Ouch. The lady was supremely pissed off and upset. But strangely enough, she hadn’t bashed the daylights out of the Maruti driver. I think something else was bothering her. She’d been in a lousy mood for a few days now. More “ey, saala!”, less singing along to the radio’s shitty songs. But the point when I got really worried was when she just let her colleague overtake her. She didn’t usually let stuff like that happen. That meant she was *really* bloody tired and fed up.
And then in my moment of distraction, some drunk idiot smashed into my right, front door. Luckily not too close to where the lady sits.
She would have normally got down right there and screamed the Christmas lights out of the poor sod. But she yelled through the window a little bit and then we vroomed off.
Luckily the dimwit chose to sidle up at a traffic signal, so she got down and yelled and got his card then.
I sighed. The life of a small car in the hands of a big city. Even if the driver is halfway decent, you know you’re in for it someday. Usually some big ass car springs out of nowhere, overtakes you from the left at 90 kmph, when you’re not looking, and bam.
And I’d been on the roads longer than most ambitious cars, even. About 5 and a half years. My time was running out.
Work was terrible. My cramps were terrible. My life was terrible. And I couldn’t even call her and talk to her about it. I could feel a lump forming in my throat and mentally chastised myself.
And then I remembered that I had to write a disgusting lifestyle piece on somebody’s dirty office and I got upset all over again. I wanted my environment page back. I wanted our “dead body” stories back, even if I wasn’t the one writing them. I wanted the little boss in his bright Hawaiian shirt back. Not the new managing editors and their “lifestyle”, “happy story” ideas.
The sad part was I felt guilty at being angry with my boss. She was in the same boat. A reporter who usually did stories on mental health, sex offenders and whatnot, she now had to find idiots to write interior and wine columns.
I sighed. Maybe I needed to get laid. Oh, wait, but the last two men I had even remotely been interested in had the emotional intelligence of a teaspoon. Ok, well one did. And the other one… well, he confounded me. Very high emotional and mental intelligence, but apparently would only lay a finger on me if we were having something “steady and cool”. Which would never happen since we weren’t in the same city. And I don’t even know if that was a good thing or bad.
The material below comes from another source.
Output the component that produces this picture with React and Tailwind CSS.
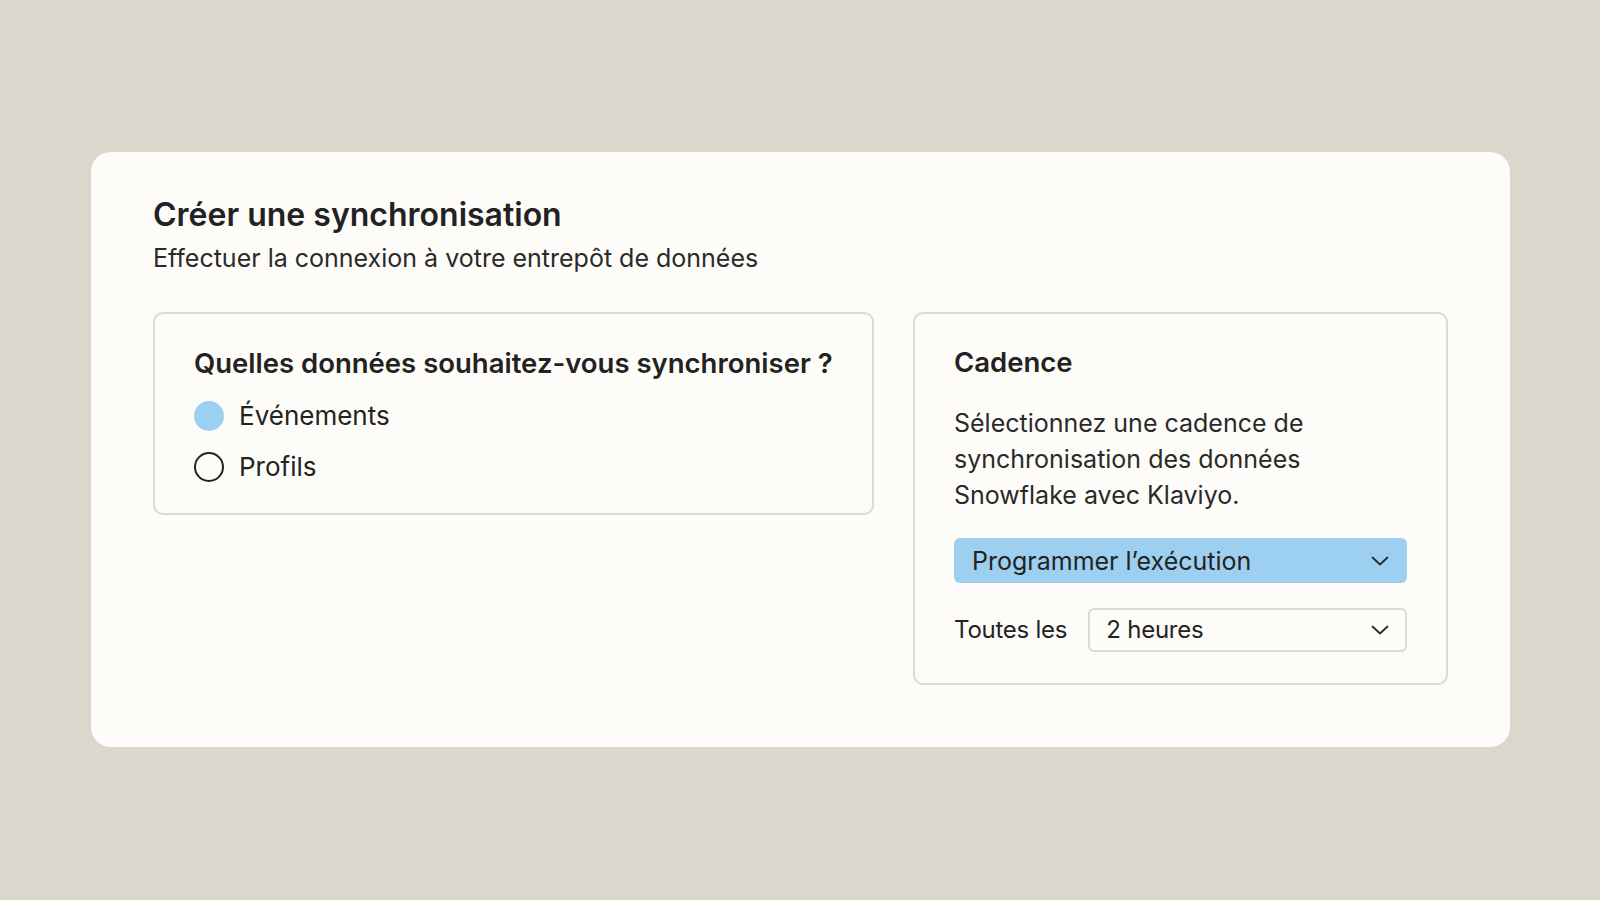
import React from "react";

function Chevron() {
  return (
    <svg width="18" height="10" viewBox="0 0 18 10" fill="none" className="shrink-0">
      <path d="M1.5 1.5L9 8.5L16.5 1.5" stroke="#2a2a2a" strokeWidth="1.8" strokeLinecap="round" strokeLinejoin="round" />
    </svg>
  );
}

export default function App() {
  return (
    <div
      className="w-[1600px] h-[900px] bg-[#dcd7cd] pt-[152px] pl-[91px] text-[#232323]"
      style={{ fontFamily: "Inter, 'Noto Sans', sans-serif" }}
    >
      <div className="w-[1419px] h-[595px] bg-[#fefcf9] rounded-[20px] pt-[44px] px-[62px]">
        <h1 className="text-[32px] leading-[38px] font-semibold text-[#222]">
          Créer une synchronisation
        </h1>
        <p className="mt-[8px] text-[25px] leading-[32px] text-[#2a2a2a]">
          Effectuer la connexion à votre entrepôt de données
        </p>

        <div className="mt-[38px] flex items-start gap-[39px]">
          <div className="w-[721px] border-2 border-[#dcd9d3] rounded-[10px] pl-[39px] pt-[32px] pb-[31px]">
            <h2 className="text-[27.5px] leading-[34px] font-semibold text-[#222]">
              Quelles données souhaitez-vous synchroniser ?
            </h2>
            <div className="mt-[20px] flex flex-col gap-[20px]">
              <div className="flex items-center gap-[15px] h-[31px]">
                <span className="w-[30px] h-[30px] rounded-full bg-[#9dd0f0]" />
                <span className="text-[26px] leading-[32px]">Événements</span>
              </div>
              <div className="flex items-center gap-[15px] h-[31px]">
                <span className="w-[30px] h-[30px] rounded-full border-2 border-[#222]" />
                <span className="text-[26px] leading-[32px]">Profils</span>
              </div>
            </div>
          </div>

          <div className="w-[535px] border-2 border-[#dcd9d3] rounded-[10px] px-[39px] pt-[31px] pb-[31px]">
            <h2 className="text-[27.5px] leading-[34px] font-semibold text-[#222]">
              Cadence
            </h2>
            <p className="mt-[26px] text-[25px] leading-[36px] text-[#2a2a2a]">
              Sélectionnez une cadence de
              <br />
              synchronisation des données
              <br />
              Snowflake avec Klaviyo.
            </p>
            <div className="mt-[25px] h-[45px] rounded-[6px] bg-[#9dd0f0] flex items-center justify-between pl-[18px] pr-[18px]">
              <span className="text-[25px] leading-[32px]">Programmer l’exécution</span>
              <Chevron />
            </div>
            <div className="mt-[25px] flex items-center gap-[21px]">
              <span className="text-[24px] leading-[32px] tracking-[-0.01em] whitespace-nowrap">Toutes les</span>
              <div className="flex-1 h-[44px] rounded-[6px] border-2 border-[#dcd9d3] flex items-center justify-between pl-[16px] pr-[16px]">
                <span className="text-[24px] leading-[32px] tracking-[-0.01em]">2 heures</span>
                <Chevron />
              </div>
            </div>
          </div>
        </div>
      </div>
    </div>
  );
}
So my only solace was probably alcohol. Warning bells went off in my head at the thought. ‘Your father died of liver failure, dumbass’. ‘But I drink only occasionally. Maybe if he had too, he would be alive.. with bad breath and long greasy, curly hair, and a couple of fancy cars and slutty mistresses.’ ‘Dumbass.’
Fine, then. No drinking alone, said my conscience. Which was alright. I just wanted to cry to my Labrador, take a painkiller and sleep. My cramps were still killing me. And so were the lifestyle stories, the dent on my poor car, the absence of the friend, the absence of the confounding boy…
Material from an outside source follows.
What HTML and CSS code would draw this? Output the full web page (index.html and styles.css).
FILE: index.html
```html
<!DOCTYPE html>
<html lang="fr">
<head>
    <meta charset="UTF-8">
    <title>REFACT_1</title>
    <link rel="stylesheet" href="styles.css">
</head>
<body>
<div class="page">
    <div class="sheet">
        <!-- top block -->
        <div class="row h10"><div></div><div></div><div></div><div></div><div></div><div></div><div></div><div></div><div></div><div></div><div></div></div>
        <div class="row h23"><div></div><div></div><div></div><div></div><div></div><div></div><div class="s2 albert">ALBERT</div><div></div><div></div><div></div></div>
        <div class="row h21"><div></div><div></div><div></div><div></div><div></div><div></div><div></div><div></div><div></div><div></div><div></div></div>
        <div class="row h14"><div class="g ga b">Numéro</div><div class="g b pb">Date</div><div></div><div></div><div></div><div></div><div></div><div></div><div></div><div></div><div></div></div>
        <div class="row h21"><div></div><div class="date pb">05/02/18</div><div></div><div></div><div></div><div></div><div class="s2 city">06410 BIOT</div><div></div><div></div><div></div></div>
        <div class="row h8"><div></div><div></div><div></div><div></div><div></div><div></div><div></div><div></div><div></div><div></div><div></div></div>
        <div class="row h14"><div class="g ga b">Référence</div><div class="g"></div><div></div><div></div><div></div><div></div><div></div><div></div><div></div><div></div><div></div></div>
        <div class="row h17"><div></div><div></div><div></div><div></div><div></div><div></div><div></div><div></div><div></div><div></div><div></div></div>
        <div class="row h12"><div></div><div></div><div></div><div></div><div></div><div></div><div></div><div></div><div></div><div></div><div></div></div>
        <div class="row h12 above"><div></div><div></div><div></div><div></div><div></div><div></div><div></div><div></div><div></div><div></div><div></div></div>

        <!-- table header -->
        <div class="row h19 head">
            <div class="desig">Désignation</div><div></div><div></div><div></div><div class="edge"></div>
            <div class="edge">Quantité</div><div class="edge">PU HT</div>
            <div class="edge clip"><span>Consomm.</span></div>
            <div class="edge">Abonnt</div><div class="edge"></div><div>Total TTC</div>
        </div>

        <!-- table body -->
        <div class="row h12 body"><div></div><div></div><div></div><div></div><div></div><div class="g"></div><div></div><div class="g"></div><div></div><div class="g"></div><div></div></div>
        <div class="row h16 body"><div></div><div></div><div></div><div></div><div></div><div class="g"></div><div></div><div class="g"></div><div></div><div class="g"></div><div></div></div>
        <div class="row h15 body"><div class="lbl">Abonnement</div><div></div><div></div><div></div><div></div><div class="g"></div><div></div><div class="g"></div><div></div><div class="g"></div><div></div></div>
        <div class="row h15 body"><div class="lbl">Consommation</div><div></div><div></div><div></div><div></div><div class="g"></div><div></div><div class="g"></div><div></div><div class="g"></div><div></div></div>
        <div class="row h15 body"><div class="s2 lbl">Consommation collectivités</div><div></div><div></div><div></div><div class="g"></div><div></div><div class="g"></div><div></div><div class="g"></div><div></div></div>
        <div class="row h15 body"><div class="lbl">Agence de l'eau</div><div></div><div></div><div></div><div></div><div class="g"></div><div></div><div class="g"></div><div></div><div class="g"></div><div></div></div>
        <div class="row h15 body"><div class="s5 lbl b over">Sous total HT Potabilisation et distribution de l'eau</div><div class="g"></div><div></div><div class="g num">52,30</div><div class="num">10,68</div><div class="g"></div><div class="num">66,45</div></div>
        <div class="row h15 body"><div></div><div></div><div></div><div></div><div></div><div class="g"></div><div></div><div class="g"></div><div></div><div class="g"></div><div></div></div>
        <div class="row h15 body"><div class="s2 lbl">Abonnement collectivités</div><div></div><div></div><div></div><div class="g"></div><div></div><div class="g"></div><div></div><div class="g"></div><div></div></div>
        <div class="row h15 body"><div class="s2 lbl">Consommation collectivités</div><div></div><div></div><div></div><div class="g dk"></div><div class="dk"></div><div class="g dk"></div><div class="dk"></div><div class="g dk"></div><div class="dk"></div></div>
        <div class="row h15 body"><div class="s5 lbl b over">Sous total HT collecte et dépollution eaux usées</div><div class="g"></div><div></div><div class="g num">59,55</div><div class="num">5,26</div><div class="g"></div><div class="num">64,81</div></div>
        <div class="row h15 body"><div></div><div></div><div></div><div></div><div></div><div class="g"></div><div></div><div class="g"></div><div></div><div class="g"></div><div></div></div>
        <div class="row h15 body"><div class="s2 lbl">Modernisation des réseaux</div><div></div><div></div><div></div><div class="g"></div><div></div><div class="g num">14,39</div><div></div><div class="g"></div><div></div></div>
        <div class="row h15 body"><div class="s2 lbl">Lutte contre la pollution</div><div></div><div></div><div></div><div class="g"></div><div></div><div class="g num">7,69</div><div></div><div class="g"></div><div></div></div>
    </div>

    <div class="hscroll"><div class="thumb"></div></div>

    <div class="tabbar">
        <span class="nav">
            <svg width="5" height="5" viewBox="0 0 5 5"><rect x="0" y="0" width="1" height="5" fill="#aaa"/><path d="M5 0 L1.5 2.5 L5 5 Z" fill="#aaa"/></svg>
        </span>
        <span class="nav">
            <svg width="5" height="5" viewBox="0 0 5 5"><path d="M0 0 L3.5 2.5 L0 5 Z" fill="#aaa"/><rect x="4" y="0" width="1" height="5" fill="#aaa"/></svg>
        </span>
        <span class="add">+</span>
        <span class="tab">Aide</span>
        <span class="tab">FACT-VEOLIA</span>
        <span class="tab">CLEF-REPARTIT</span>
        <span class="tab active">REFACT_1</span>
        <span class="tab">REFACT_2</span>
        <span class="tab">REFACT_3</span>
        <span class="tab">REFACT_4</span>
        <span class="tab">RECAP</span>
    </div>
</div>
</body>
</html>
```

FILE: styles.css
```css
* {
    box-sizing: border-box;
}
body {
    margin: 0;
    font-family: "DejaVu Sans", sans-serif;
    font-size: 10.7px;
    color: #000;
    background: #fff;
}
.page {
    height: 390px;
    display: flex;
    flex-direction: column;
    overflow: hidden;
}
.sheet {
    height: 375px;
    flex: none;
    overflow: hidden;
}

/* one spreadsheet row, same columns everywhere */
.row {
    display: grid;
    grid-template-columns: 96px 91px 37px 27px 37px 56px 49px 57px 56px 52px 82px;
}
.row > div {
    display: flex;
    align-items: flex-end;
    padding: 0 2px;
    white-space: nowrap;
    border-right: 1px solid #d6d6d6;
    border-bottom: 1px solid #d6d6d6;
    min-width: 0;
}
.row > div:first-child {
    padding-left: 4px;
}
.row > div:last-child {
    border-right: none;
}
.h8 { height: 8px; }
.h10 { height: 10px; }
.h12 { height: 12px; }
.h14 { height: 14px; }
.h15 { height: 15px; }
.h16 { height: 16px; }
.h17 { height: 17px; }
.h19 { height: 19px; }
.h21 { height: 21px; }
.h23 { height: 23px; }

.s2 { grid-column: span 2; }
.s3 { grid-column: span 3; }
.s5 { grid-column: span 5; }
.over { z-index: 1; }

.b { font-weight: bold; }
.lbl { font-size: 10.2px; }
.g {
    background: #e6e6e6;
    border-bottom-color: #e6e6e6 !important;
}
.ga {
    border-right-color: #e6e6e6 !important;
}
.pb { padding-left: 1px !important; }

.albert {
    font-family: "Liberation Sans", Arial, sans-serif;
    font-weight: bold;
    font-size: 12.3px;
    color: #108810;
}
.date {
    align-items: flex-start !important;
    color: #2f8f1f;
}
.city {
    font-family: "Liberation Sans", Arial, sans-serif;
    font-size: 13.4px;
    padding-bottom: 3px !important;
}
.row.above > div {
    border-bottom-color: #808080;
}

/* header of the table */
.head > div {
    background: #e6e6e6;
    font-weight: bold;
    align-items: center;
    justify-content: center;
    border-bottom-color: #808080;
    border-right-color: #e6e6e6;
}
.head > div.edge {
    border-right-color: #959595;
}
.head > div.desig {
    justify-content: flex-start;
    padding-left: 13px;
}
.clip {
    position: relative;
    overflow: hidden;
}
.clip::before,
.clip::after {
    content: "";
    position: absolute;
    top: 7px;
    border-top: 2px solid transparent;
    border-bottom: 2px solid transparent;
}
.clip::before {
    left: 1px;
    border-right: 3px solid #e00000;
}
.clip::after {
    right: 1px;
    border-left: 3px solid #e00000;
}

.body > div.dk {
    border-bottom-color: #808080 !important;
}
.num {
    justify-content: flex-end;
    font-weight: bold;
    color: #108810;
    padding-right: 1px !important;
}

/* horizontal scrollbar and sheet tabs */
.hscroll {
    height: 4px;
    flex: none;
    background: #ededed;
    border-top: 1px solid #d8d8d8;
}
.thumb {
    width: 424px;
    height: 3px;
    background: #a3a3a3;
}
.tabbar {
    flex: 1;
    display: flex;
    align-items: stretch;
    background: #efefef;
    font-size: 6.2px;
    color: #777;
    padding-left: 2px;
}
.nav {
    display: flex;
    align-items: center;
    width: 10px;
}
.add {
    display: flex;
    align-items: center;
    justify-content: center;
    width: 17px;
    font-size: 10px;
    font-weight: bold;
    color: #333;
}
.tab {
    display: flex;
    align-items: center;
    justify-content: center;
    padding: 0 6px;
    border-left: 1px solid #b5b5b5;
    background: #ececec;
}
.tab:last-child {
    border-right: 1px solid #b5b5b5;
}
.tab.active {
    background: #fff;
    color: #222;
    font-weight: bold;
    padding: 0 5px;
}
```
I sighed. For the first time in my professional life (ok, maybe not the first since I was so anti-social) I was glad I had to work on Saturday nights and avoid most of the socialising. I could just go home, eat my strawberries and watch the telly till I fell asleep.
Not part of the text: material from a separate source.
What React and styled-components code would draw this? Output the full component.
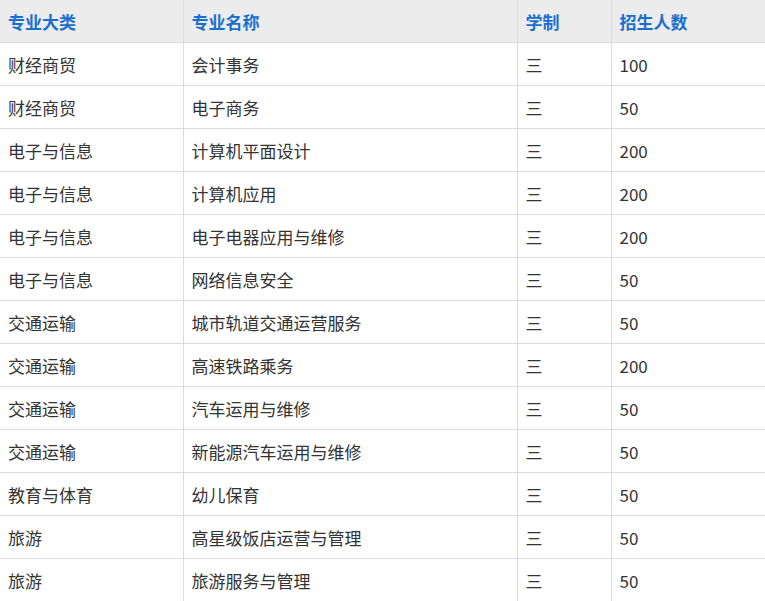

And then then I saw the caramel icing on my cake. Right there, by the median on one of the busiest roads in the city, was a white puppy. Probably about four or five months old. It just lay there, shivering. I have no idea how I knew it was shivering, or even alive, but I knew it was. Given that I was driving at almost 60 kmph, overtaking another car from the left, and in a super hurry to get home to my Labrador, it was gone in a split second.
I wanted to stop, I wanted to turn around, I wanted to call those lovely college students who were all over Facebook, trying to help stray animals.
But I didn’t. And I’ll never know why.
I knew the minute I passed it that it would be one of those things that I would regret forever. But I still didn’t stop. And I still haven’t forgiven myself, a week later.
I couldn’t sleep that night, between all the things swirling in my head at violently crazy speeds. And I cried plenty. Which normally would have helped me sleep. Crying tires me out, especially since I don’t do it very often.
Three hours after I crawled into bed, I crawled out.
I headed for my computer. I needed to write. I started what was a whiney diary piece, and deleted it.
Then I opened my Gmail and hit compose. Subject: meh.
I started writing to the only person, aside from my best friend and Labrador, who could always make me feel better. The confounding boy with the emotional intelligence of either a teaspoon or a wise old man who had been married 47 years to the girl of his dreams. I sighed.
She laughed in the car while listening to the radio. I think it was that crazy friend of hers, with the accent, hosting the show. Hence. But something was better than nothing. She had also started crying while driving the night before. I still don’t know why. But I saw her heading for lunch in the big car with the crazy family. And then she hopped in and we went for her dance class. So I’m hoping she toughens up as usual and stops crying.
It’s worrisome when icebergs begin to crack. No wonder people are worried about global warming.